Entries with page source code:
— begin —
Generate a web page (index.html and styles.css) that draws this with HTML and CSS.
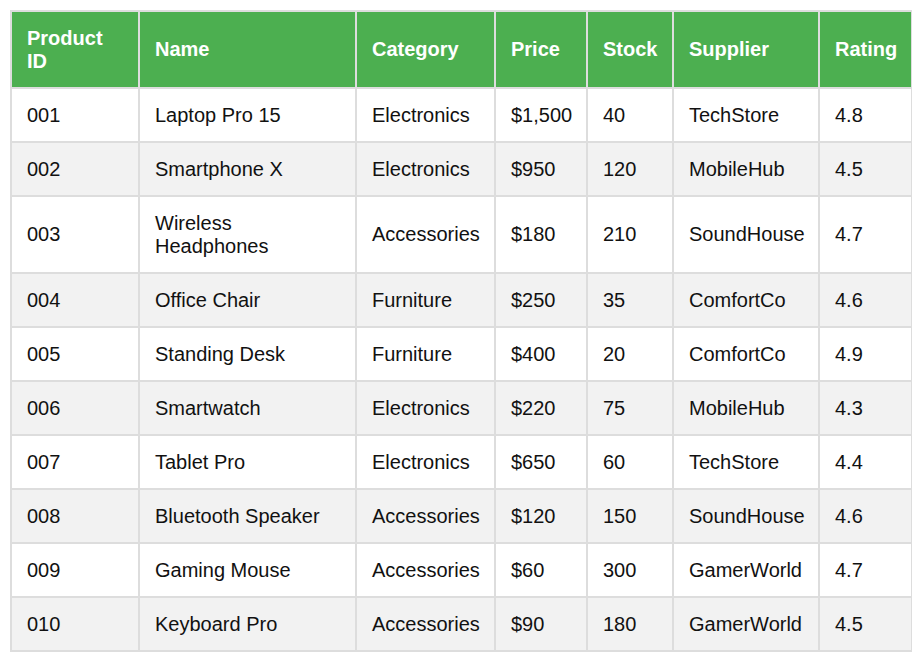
FILE: index.html
```html
<!DOCTYPE html>
<html>
<head>
<meta charset="utf-8">
<link rel="stylesheet" href="styles.css">
</head>
<body>
<table class="products">
  <colgroup>
    <col class="c-id"><col class="c-name"><col class="c-cat"><col class="c-price"><col class="c-stock"><col class="c-sup"><col class="c-rate">
  </colgroup>
  <thead>
    <tr><th>Product ID</th><th>Name</th><th>Category</th><th>Price</th><th>Stock</th><th>Supplier</th><th>Rating</th></tr>
  </thead>
  <tbody>
    <tr><td>001</td><td>Laptop Pro 15</td><td>Electronics</td><td>$1,500</td><td>40</td><td>TechStore</td><td>4.8</td></tr>
    <tr><td>002</td><td>Smartphone X</td><td>Electronics</td><td>$950</td><td>120</td><td>MobileHub</td><td>4.5</td></tr>
    <tr><td>003</td><td>Wireless Headphones</td><td>Accessories</td><td>$180</td><td>210</td><td>SoundHouse</td><td>4.7</td></tr>
    <tr><td>004</td><td>Office Chair</td><td>Furniture</td><td>$250</td><td>35</td><td>ComfortCo</td><td>4.6</td></tr>
    <tr><td>005</td><td>Standing Desk</td><td>Furniture</td><td>$400</td><td>20</td><td>ComfortCo</td><td>4.9</td></tr>
    <tr><td>006</td><td>Smartwatch</td><td>Electronics</td><td>$220</td><td>75</td><td>MobileHub</td><td>4.3</td></tr>
    <tr><td>007</td><td>Tablet Pro</td><td>Electronics</td><td>$650</td><td>60</td><td>TechStore</td><td>4.4</td></tr>
    <tr><td>008</td><td>Bluetooth Speaker</td><td>Accessories</td><td>$120</td><td>150</td><td>SoundHouse</td><td>4.6</td></tr>
    <tr><td>009</td><td>Gaming Mouse</td><td>Accessories</td><td>$60</td><td>300</td><td>GamerWorld</td><td>4.7</td></tr>
    <tr><td>010</td><td>Keyboard Pro</td><td>Accessories</td><td>$90</td><td>180</td><td>GamerWorld</td><td>4.5</td></tr>
  </tbody>
</table>
</body>
</html>
```
FILE: styles.css
```css
body {
  margin: 10px;
  background: #ffffff;
  font-family: "Liberation Sans", Arial, sans-serif;
}
.products {
  width: 903px;
  table-layout: fixed;
  border-collapse: collapse;
  font-size: 20px;
  color: #111;
}
.c-id { width: 128px; }
.c-name { width: 217px; }
.c-cat { width: 139px; }
.c-price { width: 92px; }
.c-stock { width: 86px; }
.c-sup { width: 146px; }
.c-rate { width: 93px; }
.products th,
.products td {
  border: 2px solid #dddddd;
  padding: 14.5px 15px;
  text-align: left;
}
.products th {
  background: #4caf50;
  color: #ffffff;
  font-weight: bold;
}
.products tbody tr:nth-child(even) {
  background: #f2f2f2;
}
```
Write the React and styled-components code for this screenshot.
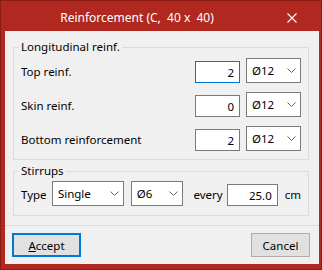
— end —
Copy out the entries verbatim and leave the images out.

Generate a web page (index.html and styles.css) that draws this with HTML and CSS.
FILE: index.html
```html
<!DOCTYPE html>
<html>
<head>
<meta charset="utf-8">
<link rel="stylesheet" href="styles.css">
</head>
<body>
<table class="products">
  <colgroup>
    <col class="c-id"><col class="c-name"><col class="c-cat"><col class="c-price"><col class="c-stock"><col class="c-sup"><col class="c-rate">
  </colgroup>
  <thead>
    <tr><th>Product ID</th><th>Name</th><th>Category</th><th>Price</th><th>Stock</th><th>Supplier</th><th>Rating</th></tr>
  </thead>
  <tbody>
    <tr><td>001</td><td>Laptop Pro 15</td><td>Electronics</td><td>$1,500</td><td>40</td><td>TechStore</td><td>4.8</td></tr>
    <tr><td>002</td><td>Smartphone X</td><td>Electronics</td><td>$950</td><td>120</td><td>MobileHub</td><td>4.5</td></tr>
    <tr><td>003</td><td>Wireless Headphones</td><td>Accessories</td><td>$180</td><td>210</td><td>SoundHouse</td><td>4.7</td></tr>
    <tr><td>004</td><td>Office Chair</td><td>Furniture</td><td>$250</td><td>35</td><td>ComfortCo</td><td>4.6</td></tr>
    <tr><td>005</td><td>Standing Desk</td><td>Furniture</td><td>$400</td><td>20</td><td>ComfortCo</td><td>4.9</td></tr>
    <tr><td>006</td><td>Smartwatch</td><td>Electronics</td><td>$220</td><td>75</td><td>MobileHub</td><td>4.3</td></tr>
    <tr><td>007</td><td>Tablet Pro</td><td>Electronics</td><td>$650</td><td>60</td><td>TechStore</td><td>4.4</td></tr>
    <tr><td>008</td><td>Bluetooth Speaker</td><td>Accessories</td><td>$120</td><td>150</td><td>SoundHouse</td><td>4.6</td></tr>
    <tr><td>009</td><td>Gaming Mouse</td><td>Accessories</td><td>$60</td><td>300</td><td>GamerWorld</td><td>4.7</td></tr>
    <tr><td>010</td><td>Keyboard Pro</td><td>Accessories</td><td>$90</td><td>180</td><td>GamerWorld</td><td>4.5</td></tr>
  </tbody>
</table>
</body>
</html>
```
FILE: styles.css
```css
body {
  margin: 10px;
  background: #ffffff;
  font-family: "Liberation Sans", Arial, sans-serif;
}
.products {
  width: 903px;
  table-layout: fixed;
  border-collapse: collapse;
  font-size: 20px;
  color: #111;
}
.c-id { width: 128px; }
.c-name { width: 217px; }
.c-cat { width: 139px; }
.c-price { width: 92px; }
.c-stock { width: 86px; }
.c-sup { width: 146px; }
.c-rate { width: 93px; }
.products th,
.products td {
  border: 2px solid #dddddd;
  padding: 14.5px 15px;
  text-align: left;
}
.products th {
  background: #4caf50;
  color: #ffffff;
  font-weight: bold;
}
.products tbody tr:nth-child(even) {
  background: #f2f2f2;
}
```
Write the React and styled-components code for this screenshot.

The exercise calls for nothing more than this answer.